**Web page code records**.

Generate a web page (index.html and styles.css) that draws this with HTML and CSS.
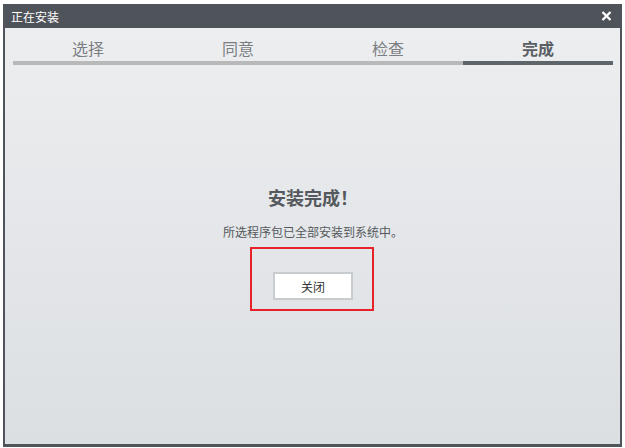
FILE: index.html
```html
<!DOCTYPE html>
<html lang="zh">
<head>
    <meta charset="UTF-8">
    <title>正在安装</title>
    <link rel="stylesheet" href="styles.css">
</head>
<body>
    <div id="installer" class="window">
        <div class="titlebar">
            <span class="title">正在安装</span>
            <svg class="close" width="11" height="10" viewBox="0 0 11 10">
                <path d="M1.5 1 L9.5 9 M9.5 1 L1.5 9" stroke="#fff" stroke-width="2.4" fill="none"/>
            </svg>
        </div>
        <div class="content">
            <div class="steps">
                <div class="step done">选择</div>
                <div class="step done">同意</div>
                <div class="step done">检查</div>
                <div class="step current">完成</div>
            </div>
            <div class="result">
                <h1>安装完成！</h1>
                <p>所选程序包已全部安装到系统中。</p>
                <div class="actions">
                    <button class="btn">关闭</button>
                    <div class="highlight"></div>
                </div>
            </div>
        </div>
    </div>
</body>
</html>
```

FILE: styles.css
```css
body, html {
    margin: 0;
    padding: 0;
    background: #fff;
    font-family: "Noto Sans CJK SC", "Noto Sans", sans-serif;
}
.window {
    box-sizing: border-box;
    width: 619px;
    height: 443px;
    margin: 4px 0 0 3px;
    padding: 0 2px 3px 2px;
    background: #4f535a;
    display: flex;
    flex-direction: column;
}
.titlebar {
    height: 24px;
    display: flex;
    justify-content: space-between;
    align-items: center;
    color: #fff;
    padding: 0 8px 0 6px;
}
.title {
    font-size: 12px;
}
.close {
    display: block;
}
.content {
    flex: 1;
    background: linear-gradient(#eceef0, #dcdfe2);
    padding: 0 7px 0 8px;
    display: flex;
    flex-direction: column;
}
.steps {
    display: grid;
    grid-template-columns: repeat(4, 1fr);
    padding-top: 8px;
}
.step {
    text-align: center;
    font-size: 16px;
    line-height: 24px;
    padding-bottom: 1px;
    color: #7b7f83;
    border-bottom: 4px solid #b9b9b9;
}
.step.current {
    color: #5a5f64;
    font-weight: bold;
    border-bottom-color: #5f666b;
}
.result {
    display: flex;
    flex-direction: column;
    align-items: center;
    color: #55595d;
}
.result h1 {
    margin: 120px 0 0 0;
    font-size: 18px;
    line-height: 24px;
}
.result p {
    margin: 15px 0 0 0;
    font-size: 12px;
    line-height: 16px;
}
.actions {
    position: relative;
    margin-top: 32px;
}
.btn {
    width: 80px;
    height: 28px;
    background: #fff;
    border: 2px solid #c9ccce;
    font-family: inherit;
    font-size: 12px;
    color: #333;
    padding: 0;
}
.highlight {
    position: absolute;
    left: -23px;
    right: -21px;
    top: -25px;
    bottom: -11px;
    border: 2px solid #e8222a;
}
```
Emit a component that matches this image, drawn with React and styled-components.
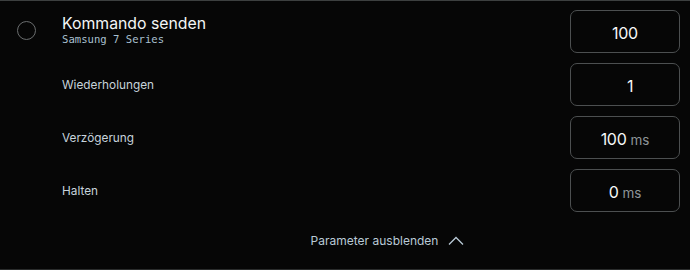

**Task description**.
Every line of the data above should be quoted exactly. Omit the pictures.

**Solution for this problem**.
Generate a web page (index.html and styles.css) that draws this with HTML and CSS.
FILE: index.html
```html
<!DOCTYPE html>
<html lang="zh">
<head>
    <meta charset="UTF-8">
    <title>正在安装</title>
    <link rel="stylesheet" href="styles.css">
</head>
<body>
    <div id="installer" class="window">
        <div class="titlebar">
            <span class="title">正在安装</span>
            <svg class="close" width="11" height="10" viewBox="0 0 11 10">
                <path d="M1.5 1 L9.5 9 M9.5 1 L1.5 9" stroke="#fff" stroke-width="2.4" fill="none"/>
            </svg>
        </div>
        <div class="content">
            <div class="steps">
                <div class="step done">选择</div>
                <div class="step done">同意</div>
                <div class="step done">检查</div>
                <div class="step current">完成</div>
            </div>
            <div class="result">
                <h1>安装完成！</h1>
                <p>所选程序包已全部安装到系统中。</p>
                <div class="actions">
                    <button class="btn">关闭</button>
                    <div class="highlight"></div>
                </div>
            </div>
        </div>
    </div>
</body>
</html>
```

FILE: styles.css
```css
body, html {
    margin: 0;
    padding: 0;
    background: #fff;
    font-family: "Noto Sans CJK SC", "Noto Sans", sans-serif;
}
.window {
    box-sizing: border-box;
    width: 619px;
    height: 443px;
    margin: 4px 0 0 3px;
    padding: 0 2px 3px 2px;
    background: #4f535a;
    display: flex;
    flex-direction: column;
}
.titlebar {
    height: 24px;
    display: flex;
    justify-content: space-between;
    align-items: center;
    color: #fff;
    padding: 0 8px 0 6px;
}
.title {
    font-size: 12px;
}
.close {
    display: block;
}
.content {
    flex: 1;
    background: linear-gradient(#eceef0, #dcdfe2);
    padding: 0 7px 0 8px;
    display: flex;
    flex-direction: column;
}
.steps {
    display: grid;
    grid-template-columns: repeat(4, 1fr);
    padding-top: 8px;
}
.step {
    text-align: center;
    font-size: 16px;
    line-height: 24px;
    padding-bottom: 1px;
    color: #7b7f83;
    border-bottom: 4px solid #b9b9b9;
}
.step.current {
    color: #5a5f64;
    font-weight: bold;
    border-bottom-color: #5f666b;
}
.result {
    display: flex;
    flex-direction: column;
    align-items: center;
    color: #55595d;
}
.result h1 {
    margin: 120px 0 0 0;
    font-size: 18px;
    line-height: 24px;
}
.result p {
    margin: 15px 0 0 0;
    font-size: 12px;
    line-height: 16px;
}
.actions {
    position: relative;
    margin-top: 32px;
}
.btn {
    width: 80px;
    height: 28px;
    background: #fff;
    border: 2px solid #c9ccce;
    font-family: inherit;
    font-size: 12px;
    color: #333;
    padding: 0;
}
.highlight {
    position: absolute;
    left: -23px;
    right: -21px;
    top: -25px;
    bottom: -11px;
    border: 2px solid #e8222a;
}
```
Emit a component that matches this image, drawn with React and styled-components.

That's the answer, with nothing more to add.